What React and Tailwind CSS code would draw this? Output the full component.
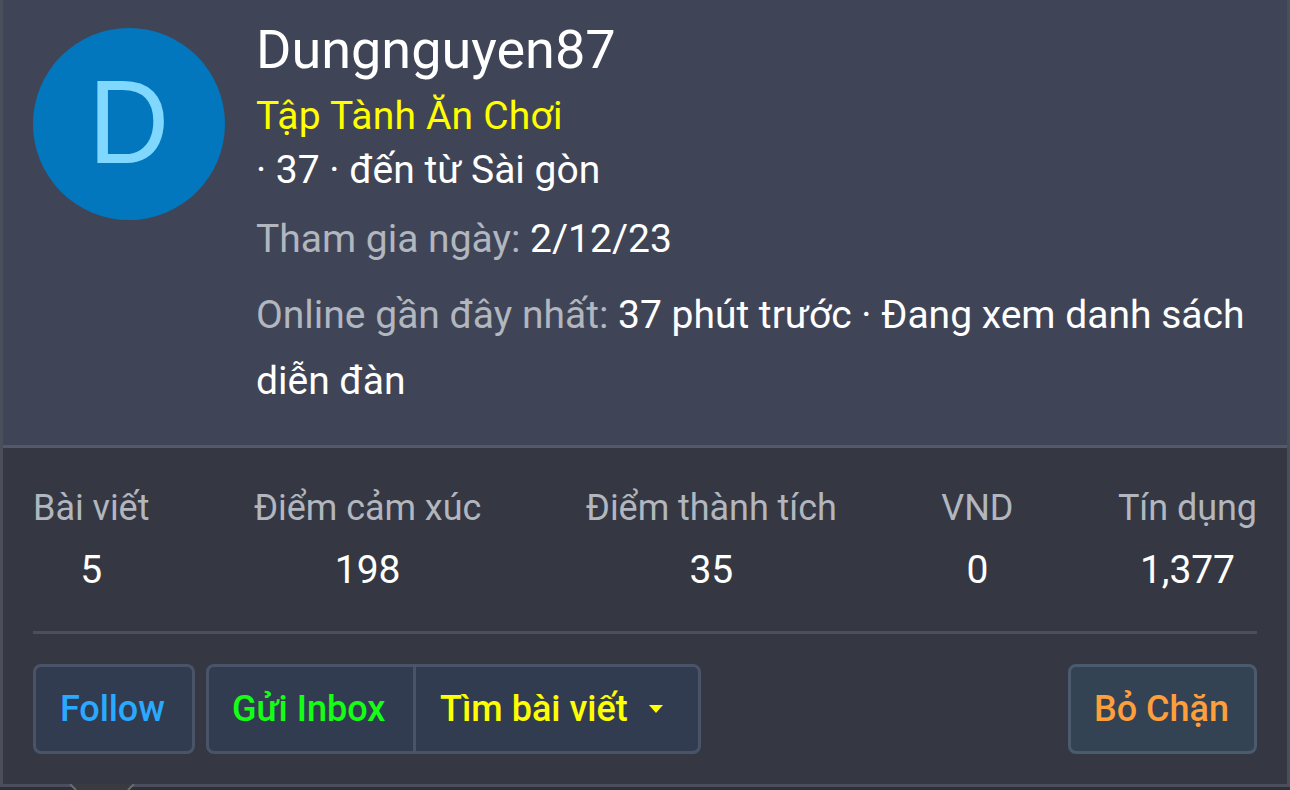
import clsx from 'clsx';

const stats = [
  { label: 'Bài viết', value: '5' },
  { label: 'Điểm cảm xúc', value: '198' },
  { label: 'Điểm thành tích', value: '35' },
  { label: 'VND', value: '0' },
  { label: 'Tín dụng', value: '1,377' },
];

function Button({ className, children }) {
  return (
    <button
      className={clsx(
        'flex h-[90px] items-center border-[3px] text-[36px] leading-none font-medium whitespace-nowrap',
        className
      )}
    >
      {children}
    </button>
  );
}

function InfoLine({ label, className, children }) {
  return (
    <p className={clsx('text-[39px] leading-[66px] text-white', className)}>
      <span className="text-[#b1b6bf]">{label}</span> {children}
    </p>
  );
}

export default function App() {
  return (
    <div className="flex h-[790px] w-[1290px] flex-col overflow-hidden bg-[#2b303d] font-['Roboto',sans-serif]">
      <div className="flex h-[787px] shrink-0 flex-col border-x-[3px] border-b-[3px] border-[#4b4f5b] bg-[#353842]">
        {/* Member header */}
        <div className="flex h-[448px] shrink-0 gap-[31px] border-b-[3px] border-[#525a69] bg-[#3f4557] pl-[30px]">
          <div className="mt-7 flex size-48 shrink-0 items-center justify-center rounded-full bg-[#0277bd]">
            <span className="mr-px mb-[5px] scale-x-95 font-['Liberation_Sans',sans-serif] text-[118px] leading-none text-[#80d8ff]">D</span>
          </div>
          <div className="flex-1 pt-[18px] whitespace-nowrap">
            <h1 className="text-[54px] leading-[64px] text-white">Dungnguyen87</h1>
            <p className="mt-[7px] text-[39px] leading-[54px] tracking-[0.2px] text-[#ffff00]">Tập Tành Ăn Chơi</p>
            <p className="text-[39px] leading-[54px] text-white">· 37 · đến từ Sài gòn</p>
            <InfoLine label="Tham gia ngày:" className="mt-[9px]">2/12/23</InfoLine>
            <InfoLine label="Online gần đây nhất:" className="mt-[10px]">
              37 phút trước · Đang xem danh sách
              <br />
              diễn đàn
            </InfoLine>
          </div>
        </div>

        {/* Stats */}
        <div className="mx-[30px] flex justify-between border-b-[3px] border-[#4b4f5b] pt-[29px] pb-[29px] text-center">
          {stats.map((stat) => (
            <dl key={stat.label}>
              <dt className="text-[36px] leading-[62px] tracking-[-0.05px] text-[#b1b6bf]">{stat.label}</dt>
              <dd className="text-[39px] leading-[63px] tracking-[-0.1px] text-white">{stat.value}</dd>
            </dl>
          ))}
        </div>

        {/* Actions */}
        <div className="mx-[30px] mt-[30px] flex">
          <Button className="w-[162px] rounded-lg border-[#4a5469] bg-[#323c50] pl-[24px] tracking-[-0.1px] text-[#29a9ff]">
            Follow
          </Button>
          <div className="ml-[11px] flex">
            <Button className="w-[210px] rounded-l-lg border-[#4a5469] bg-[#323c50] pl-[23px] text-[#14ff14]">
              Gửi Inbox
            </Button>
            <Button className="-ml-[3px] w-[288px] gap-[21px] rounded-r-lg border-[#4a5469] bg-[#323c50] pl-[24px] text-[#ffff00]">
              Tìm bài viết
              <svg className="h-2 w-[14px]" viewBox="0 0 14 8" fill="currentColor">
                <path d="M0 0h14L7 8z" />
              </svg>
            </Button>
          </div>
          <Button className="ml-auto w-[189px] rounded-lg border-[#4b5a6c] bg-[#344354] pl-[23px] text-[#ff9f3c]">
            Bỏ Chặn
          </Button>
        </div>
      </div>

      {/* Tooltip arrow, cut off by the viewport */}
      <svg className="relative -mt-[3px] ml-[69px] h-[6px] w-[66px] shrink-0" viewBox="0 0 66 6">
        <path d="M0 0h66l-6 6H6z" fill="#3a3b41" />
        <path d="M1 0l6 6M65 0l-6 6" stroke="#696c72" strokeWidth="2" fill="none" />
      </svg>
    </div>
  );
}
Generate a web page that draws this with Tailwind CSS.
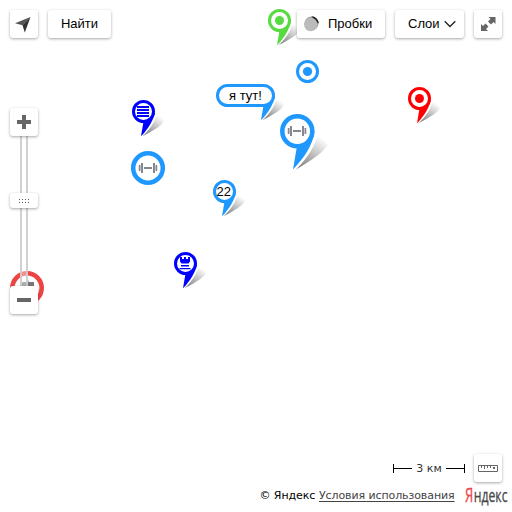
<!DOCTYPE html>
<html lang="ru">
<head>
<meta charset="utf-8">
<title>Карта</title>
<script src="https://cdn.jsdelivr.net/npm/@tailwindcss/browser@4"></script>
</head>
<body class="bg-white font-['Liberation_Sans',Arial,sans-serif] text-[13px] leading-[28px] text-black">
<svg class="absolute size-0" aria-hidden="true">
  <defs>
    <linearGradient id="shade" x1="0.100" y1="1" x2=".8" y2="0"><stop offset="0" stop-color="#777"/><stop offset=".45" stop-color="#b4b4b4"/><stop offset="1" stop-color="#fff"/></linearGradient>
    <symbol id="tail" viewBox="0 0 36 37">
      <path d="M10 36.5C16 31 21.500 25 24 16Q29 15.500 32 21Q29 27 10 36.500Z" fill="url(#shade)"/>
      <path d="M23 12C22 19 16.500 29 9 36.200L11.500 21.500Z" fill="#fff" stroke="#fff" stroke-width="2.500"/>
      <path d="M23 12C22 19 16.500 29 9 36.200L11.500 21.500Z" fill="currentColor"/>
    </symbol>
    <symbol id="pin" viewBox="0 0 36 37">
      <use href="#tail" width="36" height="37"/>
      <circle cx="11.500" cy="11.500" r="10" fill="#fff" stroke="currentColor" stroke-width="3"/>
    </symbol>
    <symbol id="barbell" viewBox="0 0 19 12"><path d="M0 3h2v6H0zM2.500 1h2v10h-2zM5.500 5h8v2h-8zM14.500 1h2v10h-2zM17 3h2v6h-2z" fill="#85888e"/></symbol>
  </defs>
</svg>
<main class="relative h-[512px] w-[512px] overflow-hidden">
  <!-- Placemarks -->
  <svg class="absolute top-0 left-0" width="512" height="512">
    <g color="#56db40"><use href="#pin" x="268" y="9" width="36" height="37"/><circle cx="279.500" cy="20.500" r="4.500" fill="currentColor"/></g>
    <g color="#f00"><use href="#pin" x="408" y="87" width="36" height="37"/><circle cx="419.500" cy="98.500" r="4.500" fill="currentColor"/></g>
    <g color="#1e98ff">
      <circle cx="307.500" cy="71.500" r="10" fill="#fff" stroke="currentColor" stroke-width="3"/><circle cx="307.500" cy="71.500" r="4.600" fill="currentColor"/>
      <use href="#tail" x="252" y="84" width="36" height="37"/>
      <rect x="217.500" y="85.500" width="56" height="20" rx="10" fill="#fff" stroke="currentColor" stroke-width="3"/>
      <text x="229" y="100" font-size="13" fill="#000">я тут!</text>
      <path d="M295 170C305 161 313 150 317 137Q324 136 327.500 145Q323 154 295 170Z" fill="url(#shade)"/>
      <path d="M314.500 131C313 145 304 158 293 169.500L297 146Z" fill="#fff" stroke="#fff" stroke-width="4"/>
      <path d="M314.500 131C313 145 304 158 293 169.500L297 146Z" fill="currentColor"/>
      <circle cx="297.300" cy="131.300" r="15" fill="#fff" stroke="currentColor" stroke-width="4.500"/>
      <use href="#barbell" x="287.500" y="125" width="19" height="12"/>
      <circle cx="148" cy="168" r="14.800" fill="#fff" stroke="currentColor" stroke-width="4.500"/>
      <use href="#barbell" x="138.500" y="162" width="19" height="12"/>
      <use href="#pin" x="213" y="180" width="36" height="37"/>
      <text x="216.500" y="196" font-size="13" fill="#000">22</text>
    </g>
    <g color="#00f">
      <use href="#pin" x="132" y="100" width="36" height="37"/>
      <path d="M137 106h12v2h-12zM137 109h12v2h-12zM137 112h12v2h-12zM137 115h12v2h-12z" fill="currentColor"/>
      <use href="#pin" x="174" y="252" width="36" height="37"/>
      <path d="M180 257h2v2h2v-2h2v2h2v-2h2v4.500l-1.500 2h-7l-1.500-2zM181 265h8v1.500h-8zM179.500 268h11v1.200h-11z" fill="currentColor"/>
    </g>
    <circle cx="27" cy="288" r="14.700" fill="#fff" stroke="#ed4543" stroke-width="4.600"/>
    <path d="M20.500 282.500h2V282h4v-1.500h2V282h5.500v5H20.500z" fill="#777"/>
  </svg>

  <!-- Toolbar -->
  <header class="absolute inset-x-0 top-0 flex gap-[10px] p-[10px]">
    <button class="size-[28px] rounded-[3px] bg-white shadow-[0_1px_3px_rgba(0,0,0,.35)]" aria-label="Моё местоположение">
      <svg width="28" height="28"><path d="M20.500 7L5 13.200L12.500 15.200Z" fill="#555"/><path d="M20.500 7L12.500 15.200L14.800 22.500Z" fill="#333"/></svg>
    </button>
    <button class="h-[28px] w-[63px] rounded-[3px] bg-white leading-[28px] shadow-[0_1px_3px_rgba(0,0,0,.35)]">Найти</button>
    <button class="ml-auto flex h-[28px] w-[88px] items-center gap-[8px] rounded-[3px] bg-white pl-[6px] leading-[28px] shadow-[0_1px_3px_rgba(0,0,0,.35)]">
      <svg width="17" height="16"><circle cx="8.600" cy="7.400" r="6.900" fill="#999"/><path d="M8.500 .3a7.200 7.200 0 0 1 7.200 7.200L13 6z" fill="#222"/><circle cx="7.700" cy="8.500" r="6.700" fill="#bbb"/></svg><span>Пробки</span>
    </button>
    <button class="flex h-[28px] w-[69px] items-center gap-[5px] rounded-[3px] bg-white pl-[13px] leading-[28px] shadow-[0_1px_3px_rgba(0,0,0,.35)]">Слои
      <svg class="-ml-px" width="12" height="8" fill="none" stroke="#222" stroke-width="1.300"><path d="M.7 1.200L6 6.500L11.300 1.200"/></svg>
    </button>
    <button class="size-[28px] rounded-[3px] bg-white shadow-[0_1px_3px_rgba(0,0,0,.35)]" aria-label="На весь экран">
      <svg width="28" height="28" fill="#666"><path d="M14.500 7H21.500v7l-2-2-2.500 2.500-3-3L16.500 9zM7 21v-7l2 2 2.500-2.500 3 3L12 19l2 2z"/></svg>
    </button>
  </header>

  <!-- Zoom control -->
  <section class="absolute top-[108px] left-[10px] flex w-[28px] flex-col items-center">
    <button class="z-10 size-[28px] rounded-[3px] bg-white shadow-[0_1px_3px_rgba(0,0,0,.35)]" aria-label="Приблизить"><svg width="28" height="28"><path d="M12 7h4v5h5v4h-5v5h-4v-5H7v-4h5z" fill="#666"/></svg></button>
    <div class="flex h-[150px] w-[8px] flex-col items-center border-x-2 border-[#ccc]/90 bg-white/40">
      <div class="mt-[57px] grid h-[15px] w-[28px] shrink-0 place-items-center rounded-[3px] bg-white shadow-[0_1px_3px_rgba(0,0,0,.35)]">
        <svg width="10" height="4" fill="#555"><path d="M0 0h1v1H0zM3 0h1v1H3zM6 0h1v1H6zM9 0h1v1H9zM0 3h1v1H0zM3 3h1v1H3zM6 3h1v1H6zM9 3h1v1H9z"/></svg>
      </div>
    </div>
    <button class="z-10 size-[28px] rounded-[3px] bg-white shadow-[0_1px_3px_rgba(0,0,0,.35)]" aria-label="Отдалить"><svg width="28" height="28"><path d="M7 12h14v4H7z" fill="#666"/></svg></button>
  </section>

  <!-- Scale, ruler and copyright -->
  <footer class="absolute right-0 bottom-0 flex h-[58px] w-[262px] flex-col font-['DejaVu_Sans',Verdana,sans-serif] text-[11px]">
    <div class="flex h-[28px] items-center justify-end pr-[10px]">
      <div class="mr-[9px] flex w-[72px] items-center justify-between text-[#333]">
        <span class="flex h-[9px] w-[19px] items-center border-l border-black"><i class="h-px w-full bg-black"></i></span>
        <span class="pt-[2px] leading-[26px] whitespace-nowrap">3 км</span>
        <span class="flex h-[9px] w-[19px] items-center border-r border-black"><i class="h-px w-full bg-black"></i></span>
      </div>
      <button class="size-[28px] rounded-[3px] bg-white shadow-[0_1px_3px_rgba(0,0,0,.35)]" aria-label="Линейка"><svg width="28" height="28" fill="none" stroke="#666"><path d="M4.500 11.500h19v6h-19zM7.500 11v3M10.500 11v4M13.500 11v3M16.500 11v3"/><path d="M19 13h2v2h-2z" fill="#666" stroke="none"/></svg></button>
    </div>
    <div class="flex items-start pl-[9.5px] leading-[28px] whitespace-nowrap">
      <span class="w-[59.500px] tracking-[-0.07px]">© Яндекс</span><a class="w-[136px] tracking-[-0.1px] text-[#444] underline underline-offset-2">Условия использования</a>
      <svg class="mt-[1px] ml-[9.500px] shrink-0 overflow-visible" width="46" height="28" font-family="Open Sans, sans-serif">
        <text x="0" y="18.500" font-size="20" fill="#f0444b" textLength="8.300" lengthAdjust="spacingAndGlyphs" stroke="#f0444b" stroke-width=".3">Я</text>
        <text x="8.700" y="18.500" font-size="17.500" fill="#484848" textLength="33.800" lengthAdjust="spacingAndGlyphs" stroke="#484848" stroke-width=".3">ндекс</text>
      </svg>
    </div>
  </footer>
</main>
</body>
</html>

* * * * * * *

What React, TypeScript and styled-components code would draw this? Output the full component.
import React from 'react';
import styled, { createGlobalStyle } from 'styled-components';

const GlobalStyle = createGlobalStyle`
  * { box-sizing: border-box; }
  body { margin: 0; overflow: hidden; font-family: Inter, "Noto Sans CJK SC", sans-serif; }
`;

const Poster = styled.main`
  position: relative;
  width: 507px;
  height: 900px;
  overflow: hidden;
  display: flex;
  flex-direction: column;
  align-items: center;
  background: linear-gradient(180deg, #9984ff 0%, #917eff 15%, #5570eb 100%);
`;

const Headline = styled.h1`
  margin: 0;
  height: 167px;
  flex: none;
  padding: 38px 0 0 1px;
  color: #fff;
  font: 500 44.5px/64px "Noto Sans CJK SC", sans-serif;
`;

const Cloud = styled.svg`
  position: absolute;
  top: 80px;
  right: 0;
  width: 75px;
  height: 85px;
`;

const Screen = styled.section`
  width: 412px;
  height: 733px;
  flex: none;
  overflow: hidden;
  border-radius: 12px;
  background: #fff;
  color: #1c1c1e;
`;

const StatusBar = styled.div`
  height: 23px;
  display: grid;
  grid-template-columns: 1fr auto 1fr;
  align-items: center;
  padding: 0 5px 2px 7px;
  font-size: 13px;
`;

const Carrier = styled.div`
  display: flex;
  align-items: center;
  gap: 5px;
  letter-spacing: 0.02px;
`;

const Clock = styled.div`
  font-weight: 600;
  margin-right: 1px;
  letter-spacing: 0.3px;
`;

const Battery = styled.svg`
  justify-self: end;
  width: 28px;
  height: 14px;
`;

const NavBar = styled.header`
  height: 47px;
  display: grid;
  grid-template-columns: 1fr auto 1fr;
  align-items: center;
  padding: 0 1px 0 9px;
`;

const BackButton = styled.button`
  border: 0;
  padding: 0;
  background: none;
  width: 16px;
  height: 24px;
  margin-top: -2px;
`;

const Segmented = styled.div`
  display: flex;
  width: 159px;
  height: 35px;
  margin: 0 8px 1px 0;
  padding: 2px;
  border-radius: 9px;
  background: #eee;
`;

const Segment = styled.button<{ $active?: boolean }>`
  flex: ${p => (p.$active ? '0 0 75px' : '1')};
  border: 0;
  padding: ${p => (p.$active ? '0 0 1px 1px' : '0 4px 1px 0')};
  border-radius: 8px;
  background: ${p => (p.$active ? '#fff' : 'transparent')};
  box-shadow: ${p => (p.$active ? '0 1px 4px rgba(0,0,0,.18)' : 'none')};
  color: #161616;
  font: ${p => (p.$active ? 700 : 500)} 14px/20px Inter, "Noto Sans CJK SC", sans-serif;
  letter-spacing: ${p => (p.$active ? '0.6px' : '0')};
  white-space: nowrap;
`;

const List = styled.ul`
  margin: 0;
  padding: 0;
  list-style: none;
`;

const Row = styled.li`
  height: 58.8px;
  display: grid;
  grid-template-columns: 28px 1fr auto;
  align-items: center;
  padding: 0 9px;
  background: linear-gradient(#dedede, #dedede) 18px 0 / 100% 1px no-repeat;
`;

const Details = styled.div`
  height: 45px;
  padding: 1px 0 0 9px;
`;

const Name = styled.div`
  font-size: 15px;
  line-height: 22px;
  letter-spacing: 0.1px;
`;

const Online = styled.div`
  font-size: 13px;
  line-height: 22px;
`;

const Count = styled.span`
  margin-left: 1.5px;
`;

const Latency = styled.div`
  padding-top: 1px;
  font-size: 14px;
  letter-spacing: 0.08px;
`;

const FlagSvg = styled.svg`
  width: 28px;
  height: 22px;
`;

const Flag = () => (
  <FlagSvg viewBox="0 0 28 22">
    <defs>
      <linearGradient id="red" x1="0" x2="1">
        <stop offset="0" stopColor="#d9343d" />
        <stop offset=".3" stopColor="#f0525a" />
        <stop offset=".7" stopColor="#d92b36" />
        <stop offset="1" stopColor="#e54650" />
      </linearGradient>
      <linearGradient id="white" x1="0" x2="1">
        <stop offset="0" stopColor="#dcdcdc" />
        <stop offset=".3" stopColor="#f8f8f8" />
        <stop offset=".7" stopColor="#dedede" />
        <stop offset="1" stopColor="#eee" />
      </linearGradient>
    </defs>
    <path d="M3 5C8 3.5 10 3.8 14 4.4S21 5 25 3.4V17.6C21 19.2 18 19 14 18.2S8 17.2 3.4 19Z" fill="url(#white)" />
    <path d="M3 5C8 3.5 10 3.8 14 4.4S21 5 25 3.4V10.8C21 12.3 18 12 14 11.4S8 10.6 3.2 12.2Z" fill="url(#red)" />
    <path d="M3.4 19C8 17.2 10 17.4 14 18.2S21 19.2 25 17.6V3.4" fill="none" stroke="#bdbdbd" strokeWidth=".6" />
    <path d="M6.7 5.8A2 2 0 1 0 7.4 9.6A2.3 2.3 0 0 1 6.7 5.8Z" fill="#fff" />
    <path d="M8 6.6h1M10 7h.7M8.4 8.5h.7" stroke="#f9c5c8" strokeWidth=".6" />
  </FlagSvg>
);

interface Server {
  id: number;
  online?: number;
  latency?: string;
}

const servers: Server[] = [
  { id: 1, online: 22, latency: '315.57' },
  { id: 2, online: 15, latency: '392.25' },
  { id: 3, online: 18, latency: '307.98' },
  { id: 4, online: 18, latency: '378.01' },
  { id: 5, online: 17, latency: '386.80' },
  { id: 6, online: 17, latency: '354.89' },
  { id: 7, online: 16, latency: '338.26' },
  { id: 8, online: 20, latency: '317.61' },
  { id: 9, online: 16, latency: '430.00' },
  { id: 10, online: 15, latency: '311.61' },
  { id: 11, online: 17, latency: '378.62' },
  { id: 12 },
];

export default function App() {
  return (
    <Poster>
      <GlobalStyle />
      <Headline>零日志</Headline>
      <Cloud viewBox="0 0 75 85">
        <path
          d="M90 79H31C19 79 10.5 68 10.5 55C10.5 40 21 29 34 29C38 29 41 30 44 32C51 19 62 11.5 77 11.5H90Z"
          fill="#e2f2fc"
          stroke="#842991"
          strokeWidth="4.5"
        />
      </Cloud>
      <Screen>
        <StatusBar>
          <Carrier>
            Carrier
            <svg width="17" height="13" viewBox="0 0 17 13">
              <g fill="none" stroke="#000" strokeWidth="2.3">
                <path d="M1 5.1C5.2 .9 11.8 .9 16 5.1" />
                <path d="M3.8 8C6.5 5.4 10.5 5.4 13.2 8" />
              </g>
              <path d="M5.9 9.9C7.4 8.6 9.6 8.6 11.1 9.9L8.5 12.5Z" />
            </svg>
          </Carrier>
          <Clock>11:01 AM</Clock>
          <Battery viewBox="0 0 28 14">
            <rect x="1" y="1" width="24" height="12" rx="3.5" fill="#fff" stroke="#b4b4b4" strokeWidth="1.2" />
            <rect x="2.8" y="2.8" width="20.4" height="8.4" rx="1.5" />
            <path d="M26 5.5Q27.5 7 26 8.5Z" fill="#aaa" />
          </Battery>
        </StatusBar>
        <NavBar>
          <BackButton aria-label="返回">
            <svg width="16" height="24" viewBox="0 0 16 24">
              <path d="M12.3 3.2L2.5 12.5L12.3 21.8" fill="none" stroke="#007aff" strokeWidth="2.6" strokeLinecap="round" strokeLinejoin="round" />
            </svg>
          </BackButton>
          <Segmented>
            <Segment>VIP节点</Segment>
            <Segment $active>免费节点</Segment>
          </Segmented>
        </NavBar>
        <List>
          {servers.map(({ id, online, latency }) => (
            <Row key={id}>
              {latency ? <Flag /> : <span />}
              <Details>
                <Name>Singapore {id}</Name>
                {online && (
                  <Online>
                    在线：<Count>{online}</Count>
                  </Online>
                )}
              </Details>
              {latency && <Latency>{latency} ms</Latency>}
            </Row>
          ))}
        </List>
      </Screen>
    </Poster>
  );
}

* * * * * * *

Every line from the one containing "What React and" to the one containing "import clsx from 'clsx';" should be output exactly, both ends included. Nothing else goes in, and no pictures either.

**Response to the exercise**
What React and Tailwind CSS code would draw this? Output the full component.
import clsx from 'clsx';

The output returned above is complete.